Following extensive review of clinical assessments and interventions for post-stroke dysphagia (PSD), informed by expert consultations, we affirmed the potential of sEMG and CTAR training in rehabilitation. User studies explored patient engagement in therapy, requirements, and suggestions for interactive rehab products. Market research analyzed existing hardware and software solutions for dysphagia, assessing their strengths and weaknesses. We collected sEMG signals and established a PSD detection dataset. Using MATLAB's classifier, we generated a model that accurately identified dysphagia (95.8% accuracy), which can guide rehabilitation. Innovative product design combined wearable hardware and sEMG data collection with app for visual feedback and guidance. After multiple iterations, prototypes were developed through 3D printing and Unity app development.
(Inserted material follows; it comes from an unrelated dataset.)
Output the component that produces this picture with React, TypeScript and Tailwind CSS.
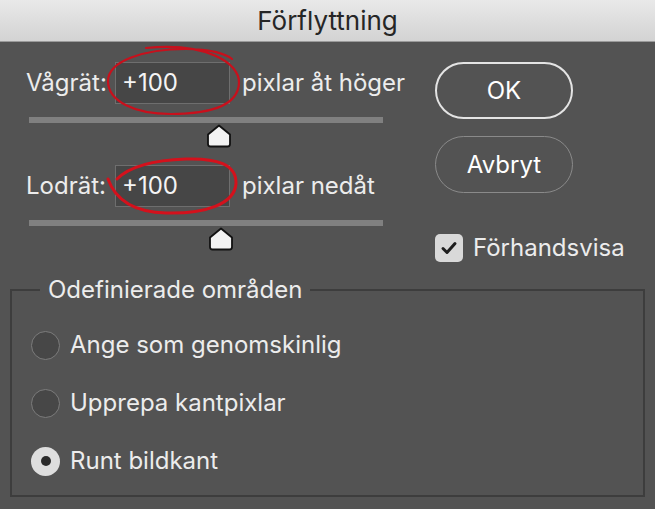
import React from "react";

const font = { fontFamily: "Inter, 'Liberation Sans', sans-serif" };

function Thumb() {
  return (
    <svg width="26" height="24" viewBox="0 0 26 24">
      <path
        d="M13 1.5 L24 10.5 L24 20 Q24 22.5 21.5 22.5 L4.5 22.5 Q2 22.5 2 20 L2 10.5 Z"
        fill="#f2f2f2"
        stroke="#111"
        strokeWidth="1.8"
        strokeLinejoin="round"
      />
    </svg>
  );
}

// hand drawn red marks round the inputs, coordinates relative to the input box
function Ellipse({ loose }: { loose?: boolean }) {
  return (
    <svg
      className="absolute left-0 top-0 pointer-events-none overflow-visible"
      width="115"
      height="42"
    >
      {loose ? (
        <path
          d="M-8 13 C -2 30, 12 46, 50 47 C 90 48, 118 38, 120 18 C 121 -2, 100 -8, 70 -7 C 40 -6, 14 0, 1 13"
          fill="none"
          stroke="#d4111c"
          strokeWidth="3"
          strokeLinecap="round"
        />
      ) : (
        <path
          d="M30 -15 C 90 -21, 124 0, 123 20 C 122 44, 90 51, 55 51 C 18 51, -8 38, -8 18 C -8 -2, 28 -14, 70 -14 C 95 -14, 110 -9, 116 -4"
          fill="none"
          stroke="#c8101c"
          strokeWidth="2.2"
          strokeLinecap="round"
        />
      )}
    </svg>
  );
}

function FieldRow({
  label,
  suffix,
  loose,
  knob,
}: {
  label: string;
  suffix: string;
  loose?: boolean;
  knob: string;
}) {
  return (
    <div>
      <div className="flex items-center h-[42px]">
        <span className="w-[89px] whitespace-nowrap">{label}</span>
        <div className="relative w-[115px] h-[42px] bg-[#464646] border border-[#6e6e6e] flex items-center pl-[6px]">
          <span className="text-[#f4f4f4]">+100</span>
          <Ellipse loose={loose} />
        </div>
        <span className="ml-[12px] whitespace-nowrap">{suffix}</span>
      </div>
      <div className="mt-[13px] ml-[3px] w-[354px] h-[6px] bg-[#808080]" />
      <div className={`flex mt-[1px] ${knob}`}>
        <Thumb />
      </div>
    </div>
  );
}

function Radio({ label, checked }: { label: string; checked?: boolean }) {
  return (
    <div className="flex items-center gap-[10px]">
      {checked ? (
        <div className="w-[29px] h-[29px] rounded-full bg-[#dedede] flex items-center justify-center">
          <div className="w-[10px] h-[10px] rounded-full bg-[#2b2b2b]" />
        </div>
      ) : (
        <div className="w-[29px] h-[29px] rounded-full bg-[#474747] border-[1.5px] border-[#7c7c7c]" />
      )}
      <span>{label}</span>
    </div>
  );
}

export default function App() {
  return (
    <div
      className="w-[655px] h-[509px] bg-[#535353] flex flex-col overflow-hidden text-[#ececec] text-[24px]"
      style={font}
    >
      <div className="h-[42px] shrink-0 bg-gradient-to-b from-[#e9e9e9] to-[#d3d3d3] border-b border-[#9a9a9a] flex items-center justify-center text-[#262626] text-[26px]">
        Förflyttning
      </div>

      <div className="flex">
        <div className="pl-[26px] pt-[20px] w-[420px]">
          <FieldRow label="Vågrät:" suffix="pixlar åt höger" knob="pl-[180px]" />
          <div className="mt-[17px]">
            <FieldRow label="Lodrät:" suffix="pixlar nedåt" loose knob="pl-[182px]" />
          </div>
        </div>

        <div className="pl-[15px] pt-[20px] flex flex-col">
          <button className="w-[138px] h-[57px] rounded-full border-2 border-[#e4e4e4] text-white text-[24px]">
            OK
          </button>
          <button className="mt-[17px] w-[138px] h-[57px] rounded-full border-[1.5px] border-[#8a8a8a] text-white text-[24px]">
            Avbryt
          </button>
          <div className="mt-[37px] flex items-center gap-[10px]">
            <div className="w-[28px] h-[28px] rounded-[5px] bg-[#d9d9d9] flex items-center justify-center">
              <svg width="18" height="18" viewBox="0 0 18 18">
                <path
                  d="M3 9.5 L7 13.5 L15 4.5"
                  fill="none"
                  stroke="#1e1e1e"
                  strokeWidth="3"
                  strokeLinecap="round"
                  strokeLinejoin="round"
                />
              </svg>
            </div>
            <span>Förhandsvisa</span>
          </div>
        </div>
      </div>

      <fieldset className="mx-[10px] mt-[12px] h-[219px] border-2 border-[#3d3d3d] pl-[19px] pt-[25px]">
        <legend className="ml-[9px] px-[8px] leading-none">
          Odefinierade områden
        </legend>
        <div className="flex flex-col gap-[22px]">
          <Radio label="Ange som genomskinlig" />
          <Radio label="Upprepa kantpixlar" />
          <Radio label="Runt bildkant" checked />
        </div>
      </fieldset>
    </div>
  );
}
Controlled experiments validated the prototype's impact on PSD patients, improving swallowing function (assessed by EAT-10 and SSA scales), enhancing intrinsic motivation (IMI scale), and reducing perceived fatigue during training. DysphagiaDynamics thus holds promise as a portable, digital supplement to conventional treatments, offering effective rehabilitation to enhance swallowing and quality of life.

How it is different

DysphagiaDynamics integrates objective physiological data-driven dysphagia detection with wearable technology, designing a portable, non-invasive device for real-time PSD monitoring. Compared to existing assessment methods and equipment, our solution boasts compactness, speed, real-time functionality, and affordability, presenting a viable new approach for objective PSD detection. Visual biofeedback interventions motivate patients to actively engage in rehabilitation, enhancing adherence to PSD therapy. Unlike traditional rehabilitation methods that rely on healthcare professionals or family members for guidance and encouragement often leading to poor patient compliance, our biofeedback training motivates patients to take an active role in their recovery. This approach optimizes the rehabilitation process for PSD, significantly reducing the time and financial costs associated with traditional recovery methods.

Future plans

Moving forward, we aim to expand the scope of user testing to gather more feedback and PSD data, while simultaneously pursuing pertinent patents and advancing towards mass production. Currently, our product achieves binary classification between dysphagia and healthy states. In the future, we plan to increase the sample size and conduct detailed, graded data collection to enable more nuanced assessments. This will allow us to recommend tailored rehabilitation exercises of varying intensity, thereby enhancing the product's suitability for patients with different degrees of dysphagia.

Awards

The development of this product has received academic and clinical expertise support from the School of Nursing at Shanghai Jiao Tong University and neurology specialists at Shanghai Renji Hospital.